“Più armi ai medici di base nella lotta contro il Coronavirus. Sia consentito loro di prescrivere i farmaci, tipo quello contro l’artrite reumatoide, che stanno dando ottime risposte in ospedale. Al momento, infatti, i medici di famiglia sono sfruttati poco e con armi spuntare a loro disposizione, visto che ai loro pazienti possono prescrive la tachipirina o poco altro”.
Lo affermano di deputati M5S della commissione Salute dell’Ars, Francesco Cappello, Antonio De Luca Giorgio Pasqua e Salvatore Siragusa, che sollecitano pure la costituzione delle unità speciali di continuità assistenziale previste dal decreto legge 14 del 9 marzo 2020, ma finora rimaste solo sulla carta.

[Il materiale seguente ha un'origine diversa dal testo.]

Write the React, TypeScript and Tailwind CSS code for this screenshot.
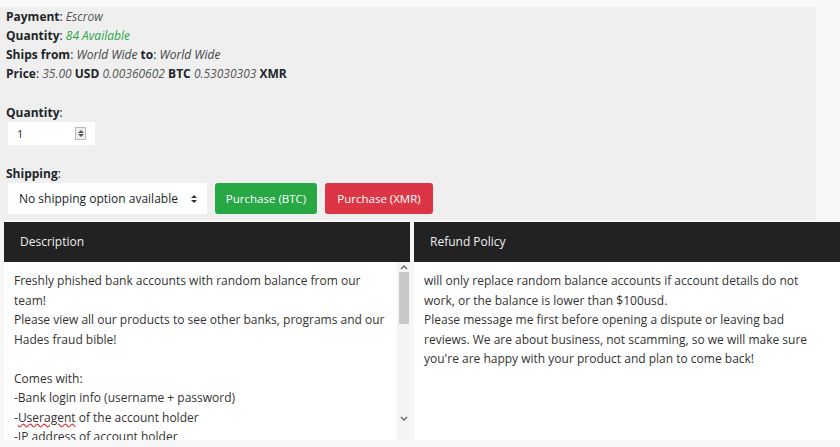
import React from "react";

function Chevron({ up }: { up?: boolean }) {
  return (
    <svg width="8" height="6" viewBox="0 0 8 6" className="block">
      <path d={up ? "M1 5 L4 2 L7 5" : "M1 1 L4 4 L7 1"} fill="none" stroke="#666" strokeWidth="1.4" />
    </svg>
  );
}

export default function App() {
  const font = { fontFamily: '"Open Sans", "Noto Sans", sans-serif' };
  return (
    <div className="w-[840px] h-[447px] overflow-hidden bg-[#f7f7f7] text-[#212529]" style={font}>
      <div className="h-[7px] bg-[#f8f8f8]" />
      <div className="w-[816px] h-[213px] bg-[#efefef] pl-[6px] text-[12px] leading-[19px]">
        <div><b>Payment</b>: <i className="text-[#555]">Escrow</i></div>
        <div><b>Quantity</b>: <i className="text-[#28a745]">84 Available</i></div>
        <div><b>Ships from</b>: <i className="text-[#444]">World Wide</i> <b>to</b>: <i className="text-[#444]">World Wide</i></div>
        <div><b>Price</b>: <i className="text-[#555]">35.00</i> <b>USD</b> <i className="text-[#555]">0.00360602</i> <b>BTC</b> <i className="text-[#555]">0.53030303</i> <b>XMR</b></div>
        <div className="h-[19.5px]" />
        <div><b>Quantity</b>:</div>
        <div className="ml-[2px] w-[87px] h-[23px] bg-white flex items-center justify-between pl-[9px] pr-[9px] text-[11px]">
          <span>1</span>
          <span className="w-[11px] h-[13px] border border-[#bbb] bg-[#eee] flex flex-col items-center justify-center gap-[1px]">
            <svg width="6" height="3" viewBox="0 0 6 3" className="block"><path d="M0 3 L3 0 L6 3 Z" fill="#555" /></svg>
            <svg width="6" height="3" viewBox="0 0 6 3" className="block"><path d="M0 0 L3 3 L6 0 Z" fill="#555" /></svg>
          </span>
        </div>
        <div className="h-[19.5px]" />
        <div><b>Shipping</b>:</div>
        <div className="flex items-center gap-[8px] ml-[2px]">
          <div className="w-[199px] h-[31px] bg-white flex items-center justify-between pl-[11px] pr-[10px] text-[12px]">
            <span>No shipping option available</span>
            <svg width="6" height="10" viewBox="0 0 6 10" className="block"><path d="M0 4 L3 1 L6 4 Z M0 6 L3 9 L6 6 Z" fill="#333" /></svg>
          </div>
          <div className="w-[102px] h-[31px] bg-[#28a745] text-white text-[11.5px] rounded-[3px] flex items-center justify-center">Purchase (BTC)</div>
          <div className="w-[108px] h-[31px] bg-[#dc3545] text-white text-[11.5px] rounded-[3px] flex items-center justify-center">Purchase (XMR)</div>
        </div>
      </div>
      <div className="flex gap-[4px] pl-[4px] pt-[2px]">
        <div className="w-[406px] flex flex-col">
          <div className="h-[40px] bg-[#222] text-[#eee] text-[12px] flex items-center pl-[16px]">Description</div>
          <div className="h-[178px] bg-white flex">
            <div className="flex-1 pl-[10px] pr-[6px] pt-[9px] text-[12px] leading-[19.5px] text-[#333] overflow-hidden">
              <div>Freshly phished bank accounts with random balance from our team!</div>
              <div>Please view all our products to see other banks, programs and our Hades fraud bible!</div>
              <div>&nbsp;</div>
              <div>Comes with:</div>
              <div>-Bank login info (username + password)</div>
              <div>-<span className="underline decoration-wavy decoration-[#d33]">Useragent</span> of the account holder</div>
              <div>-IP address of account holder</div>
            </div>
            <div className="w-[13px] bg-[#f4f4f4] flex flex-col items-center">
              <div className="h-[10px] flex items-center"><Chevron up /></div>
              <div className="w-[10px] h-[52px] bg-[#c8c8c8]" />
              <div className="flex-1" />
              <div className="h-[10px] flex items-center mb-[16px]"><Chevron /></div>
            </div>
          </div>
        </div>
        <div className="flex-1 flex flex-col">
          <div className="h-[40px] bg-[#222] text-[#eee] text-[12px] flex items-center pl-[16px]">Refund Policy</div>
          <div className="h-[178px] bg-white pl-[10px] pr-[14px] pt-[9px] text-[12px] leading-[19.5px] text-[#333]">
            <div>will only replace random balance accounts if account details do not work, or the balance is lower than $100usd.</div>
            <div>Please message me first before opening a dispute or leaving bad reviews. We are about business, not scamming, so we will make sure you're are happy with your product and plan to come back!</div>
          </div>
        </div>
      </div>
    </div>
  );
}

“Oramai non si può più aspettare – afferma il vicepresidente della commissione Salute di Palazzo dei Normanni, Cappello – bisogna attivarsi per curare a domicilio i nostri contagiati, oggi letteralmente abbandonati a casa, organizzando le squadre contemplate dal decreto, composte da tutti quei medici e quegli infermieri che operano in strutture dove il lavoro si è rallentato per effetto della sospensione di molte attività, a cominciare dalle attività ambulatoriali. Va inoltre sfruttata al massimo la medicina del territorio: se curati con i farmaci idonei, parecchi pazienti che hanno una sintomatologia blanda possono evitare di arrivare in terapia intensiva, ingolfando un sistema che rischia il collasso”.
È evidente – sottolinea Cappello – che nonostante gli sforzi del governo regionale i posti in terapia intensiva non potranno mai essere abbastanza: cerchiamo quindi di aggredire prima il nemico, armando meglio i nostri medici di base – cui ovviamente vanno forniti i necessari dispositivi di protezione individuale – come sta avvenendo in Veneto. Assistere a domicilio i pazienti consentirebbe di agire in maniera in maniera efficace, monitorando la malattia e ricorrendo al ricovero quando è necessario e sicuramente non quando le condizioni del paziente sono ormai compromesse”.
“In questo momento – affermano i deputati 5 Stelle della commissione Salute – vanno turate anche altre falle: mancano reagenti, dispositivi di protezione individuale e non vengono fatti tamponi a tutti gli operatori sanitari in prima fila. E ai familiari dei positivi: ci risulta che c’é chi attende il tampone da una settimana. Apprezziamo gli sforzi finora fatti, ma è che chiaro che non bastano”.